The next study to focus exclusively on Scottish chapbooks is G. Ross Roy’s Some Notes on Scottish Chapbooks. This 1974 journal article is yet another overview of the topic with a fitting title since it does not have a detailed focus or overarching argument. Despite this preliminary engagement Roy makes several important statements about chapbooks and offers suggestions for future studies. Roy was surprised that Scottish chapbook studies were being neglected even as the study of popular culture was emerging into an important field.[45] His concern is worth deeper exploration. Why were historians of popular culture so hesitant to explore Scottish chapbooks?

Roy discusses the lack of bibliographical information located in chapbooks.[46] The author, date, publisher, and location are important to archival categorization. Unfortunately, this information is not always present in chapbooks, consequently impeding the archival process.[47] This is an important assertion, since archival issues could result in one of the reasons why scholars have been hesitant to conduct work on Scottish chapbooks. The statement also informs would-be chapbook scholars of one of the field’s hazards. However, this has not hampered the study of English chapbooks although they have the same archival issues to overcome.[48] 

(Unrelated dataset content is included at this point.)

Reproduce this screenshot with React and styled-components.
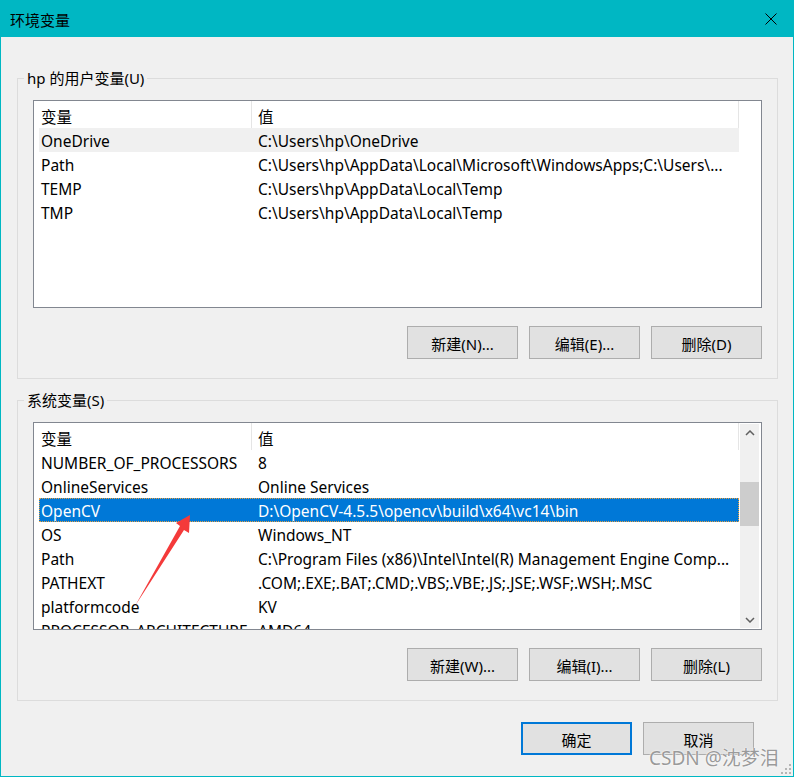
import React from "react";
import styled, { createGlobalStyle } from "styled-components";

const GlobalStyle = createGlobalStyle`
  html, body {
    margin: 0;
    padding: 0;
    background: #f0f0f0;
  }
  body {
    font-family: "Noto Sans", "Noto Sans CJK SC", sans-serif;
  }
`;

const Window = styled.div`
  position: relative;
  width: 794px;
  height: 777px;
  box-sizing: border-box;
  background: #f0f0f0;
  border: 1px solid #00b7c3;
  border-top: none;
  font-size: 15.5px;
  color: #000;
  overflow: hidden;
  display: flex;
  flex-direction: column;
`;

const TitleBar = styled.div`
  height: 37px;
  flex-shrink: 0;
  background: #00b7c3;
  display: flex;
  align-items: center;
  justify-content: space-between;
  padding-left: 9px;
`;

const Title = styled.span`
  font-size: 15px;
  line-height: 20px;
  padding-top: 2px;
  color: #000;
`;

const CloseButton = styled.div`
  width: 44px;
  height: 37px;
  display: flex;
  align-items: center;
  justify-content: center;
`;

const Body = styled.div`
  padding: 31px 15px 0 16px;
  display: flex;
  flex-direction: column;
`;

const Group = styled.fieldset`
  margin: 0;
  padding: 0;
  border: 1px solid #dcdcdc;
  min-width: 0;

  & + & {
    margin-top: 11px;
  }
`;

const Legend = styled.legend`
  margin-left: 6px;
  padding: 0 3px;
  font-size: 15px;
  line-height: 20px;
`;

const GroupBody = styled.div`
  padding: 12px 15px 19px;
`;

const ListBox = styled.div`
  display: flex;
  height: 208px;
  box-sizing: border-box;
  border: 1px solid #828790;
  background: #fff;
`;

const ListContent = styled.div`
  width: 705px;
  flex-shrink: 0;
  overflow: hidden;
`;

const Header = styled.div`
  display: grid;
  grid-template-columns: 218px 1fr;
  height: 27px;
  border-right: 1px solid #e5e5e5;
`;

const HeaderCell = styled.div`
  display: flex;
  align-items: center;
  padding-top: 3px;
  padding-left: ${(p) => p.$pad}px;
  border-right: ${(p) => (p.$divider ? "1px solid #e5e5e5" : "none")};
`;

const Rows = styled.div`
  padding-left: 5px;
`;

const Row = styled.div`
  display: grid;
  grid-template-columns: 212px 1fr;
  height: 24px;
  padding-top: 2px;
  align-items: center;
  box-sizing: border-box;
  background: ${(p) => (p.$selected ? "#0078d7" : p.$hover ? "#f0f0f0" : "transparent")};
  color: ${(p) => (p.$selected ? "#fff" : "#000")};
  outline: ${(p) => (p.$selected ? "1px dotted #e8a040" : "none")};
  outline-offset: -1px;
`;

const Cell = styled.div`
  padding-left: ${(p) => p.$pad}px;
  white-space: nowrap;
  overflow: hidden;
  line-height: 20px;
`;

const Side = styled.div`
  flex: 1;
  display: flex;
  padding: 1px 2px 1px 1px;
`;

const ScrollBar = styled.div`
  flex: 1;
  background: #f0f0f0;
  display: flex;
  flex-direction: column;
`;

const ScrollArrow = styled.div`
  height: 17px;
  display: flex;
  align-items: center;
  justify-content: center;
`;

const ScrollTrack = styled.div`
  flex: 1;
  padding-top: ${(p) => p.$offset}px;
`;

const Thumb = styled.div`
  height: ${(p) => p.$size}px;
  background: #cdcdcd;
`;

const ButtonRow = styled.div`
  display: flex;
  justify-content: flex-end;
  gap: 11px;
  margin-top: 18px;
  padding-right: ${(p) => p.$inset || 0}px;
`;

const Button = styled.button`
  width: 111px;
  height: 33px;
  box-sizing: border-box;
  padding: 1px 0 0;
  background: #e1e1e1;
  border: ${(p) => (p.$primary ? "2px solid #0078d7" : "1px solid #adadad")};
  font-family: inherit;
  font-size: 15px;
  color: #000;
`;

const Footer = styled(ButtonRow)`
  margin-top: 21px;
`;

const Watermark = styled.div`
  position: absolute;
  left: 648px;
  top: 746px;
  font-size: 19px;
  line-height: 24px;
  color: #9a9a9a;
  text-shadow: 0 0 2px #fff, 0 0 1px #fff;
  white-space: nowrap;
`;

const Grip = styled.svg`
  position: absolute;
  right: 2px;
  bottom: 2px;
`;

const Pointer = styled.svg`
  position: absolute;
  left: 130px;
  top: 510px;
`;

const userVars = [
  ["OneDrive", "C:\\Users\\hp\\OneDrive"],
  ["Path", "C:\\Users\\hp\\AppData\\Local\\Microsoft\\WindowsApps;C:\\Users\\..."],
  ["TEMP", "C:\\Users\\hp\\AppData\\Local\\Temp"],
  ["TMP", "C:\\Users\\hp\\AppData\\Local\\Temp"],
];

const systemVars = [
  ["NUMBER_OF_PROCESSORS", "8"],
  ["OnlineServices", "Online Services"],
  ["OpenCV", "D:\\OpenCV-4.5.5\\opencv\\build\\x64\\vc14\\bin"],
  ["OS", "Windows_NT"],
  ["Path", "C:\\Program Files (x86)\\Intel\\Intel(R) Management Engine Comp..."],
  ["PATHEXT", ".COM;.EXE;.BAT;.CMD;.VBS;.VBE;.JS;.JSE;.WSF;.WSH;.MSC"],
  ["platformcode", "KV"],
  ["PROCESSOR_ARCHITECTURE", "AMD64"],
];

const Chevron = ({ up }) => (
  <svg width="10" height="6" viewBox="0 0 10 6">
    <polyline
      points={up ? "1,5 5,1 9,5" : "1,1 5,5 9,1"}
      fill="none"
      stroke="#606060"
      strokeWidth="1.5"
    />
  </svg>
);

const VarList = ({ items, hover, selected, scroll }) => (
  <ListBox>
    <ListContent>
      <Header>
        <HeaderCell $pad={7} $divider>变量</HeaderCell>
        <HeaderCell $pad={6}>值</HeaderCell>
      </Header>
      <Rows>
        {items.map(([name, value], i) => (
          <Row key={name + i} $hover={i === hover} $selected={i === selected}>
            <Cell $pad={2}>{name}</Cell>
            <Cell $pad={7}>{value}</Cell>
          </Row>
        ))}
      </Rows>
    </ListContent>
    <Side>
      {scroll && (
        <ScrollBar>
          <ScrollArrow>
            <Chevron up />
          </ScrollArrow>
          <ScrollTrack $offset={41}>
            <Thumb $size={44} />
          </ScrollTrack>
          <ScrollArrow>
            <Chevron />
          </ScrollArrow>
        </ScrollBar>
      )}
    </Side>
  </ListBox>
);

const App = () => (
  <Window>
    <GlobalStyle />
    <TitleBar>
      <Title>环境变量</Title>
      <CloseButton>
        <svg width="12" height="12" viewBox="0 0 12 12">
          <path d="M0.5 0.5 L11.5 11.5 M11.5 0.5 L0.5 11.5" stroke="#000" strokeWidth="1" />
        </svg>
      </CloseButton>
    </TitleBar>

    <Body>
      <Group>
        <Legend>hp 的用户变量(U)</Legend>
        <GroupBody>
          <VarList items={userVars} hover={0} />
          <ButtonRow>
            <Button>新建(N)...</Button>
            <Button>编辑(E)...</Button>
            <Button>删除(D)</Button>
          </ButtonRow>
        </GroupBody>
      </Group>

      <Group>
        <Legend>系统变量(S)</Legend>
        <GroupBody>
          <VarList items={systemVars} selected={2} scroll />
          <ButtonRow>
            <Button>新建(W)...</Button>
            <Button>编辑(I)...</Button>
            <Button>删除(L)</Button>
          </ButtonRow>
        </GroupBody>
      </Group>

      <Footer $inset={24}>
        <Button $primary>确定</Button>
        <Button>取消</Button>
      </Footer>
    </Body>

    <Pointer width="66" height="100" viewBox="0 0 66 100">
      <polygon points="59,5 45,13 49,16 4,96 53,20 58,23" fill="#f43a3a" />
    </Pointer>

    <Watermark>CSDN @沈梦泪</Watermark>

    <Grip width="10" height="10" viewBox="0 0 10 10">
      <g fill="#b5b5b5">
        <rect x="8" y="0" width="2" height="2" />
        <rect x="4" y="4" width="2" height="2" />
        <rect x="8" y="4" width="2" height="2" />
        <rect x="0" y="8" width="2" height="2" />
        <rect x="4" y="8" width="2" height="2" />
        <rect x="8" y="8" width="2" height="2" />
      </g>
    </Grip>
  </Window>
);

export default App;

Roy also shares concerns with previous chapbook scholars. He is interested in locating the first Scottish chapbook, which he believes was printed in 1508. He also attempts to define chapbooks. Roy challenges Fraser’s definition stating that most chapbooks were eight pages long, not twenty four. He also challenges Harvey’s definition of chapbooks that was not concerned with page numbers or price as criteria. Roy believes that a broadside should not be considered a chapbook, nor should an expensive four paged book. Like others, Roy believes that Dougal Graham was important because he was “responding to a growing market for inexpensive reading material, usually light enough for a sizeable number of copies to be carried by a packman on his rounds to outlying districts.”[49] Roy’s comment shifts focus from Graham as a writer who accurately depicts daily life, to a writer who is responding to a market. By including economic in his analysis Roy may be implicitly challenging the notion that Graham was simply reflecting daily life.

Roy demonstrates the centrality of chapbooks to historians’ understanding of the period. He argues that Considering that broadsides and chapbooks were the staple reading material of a very large proportion of the population of Scotland for over a century, anyone interested in the social and cultural history of the period must, if he is accurately to assess the reading habits of the nation, familiarise himself with this aspect of the literature of the period.” Although chapbooks are incredibly important in Roy’s view, he also reminds the reader that we know very little about the arrangement between author, printer, and chapman. Consequently, this is an area that deserves further study. Roy notes that the book trade was not threatened by chapbook publishers, usually ignoring copyright infringements.[50] Roy’s various arguments are helpful, and can be put to use by future scholars depending on their project. Even though there are many good ideas present in the article, its length and aim leave the reader in hopes of more detailed analysis and study. 

Roy does offer some suggestions for future studies. He believes that an index of the first line of every Scottish chapbook should be made. He argues that the next area of focus should be studies of major chapbook printers.[51] Unfortunately this plea has gone unanswered, with only one short, broad article on the topic by Adam McNaughtan. Roy also suggests that someone complete a survey of Scottish chapbook literature.[52] This last challenge is taken up by Cowan and Paterson, twenty three years later. These suggestions are helpful for future scholars. Unfortunately, the study of Scottish chapbooks lay dormant for the following fifteen years until Roy publishes a short, but helpful article on the Brash’s and Reid’s publication of Burns.[53]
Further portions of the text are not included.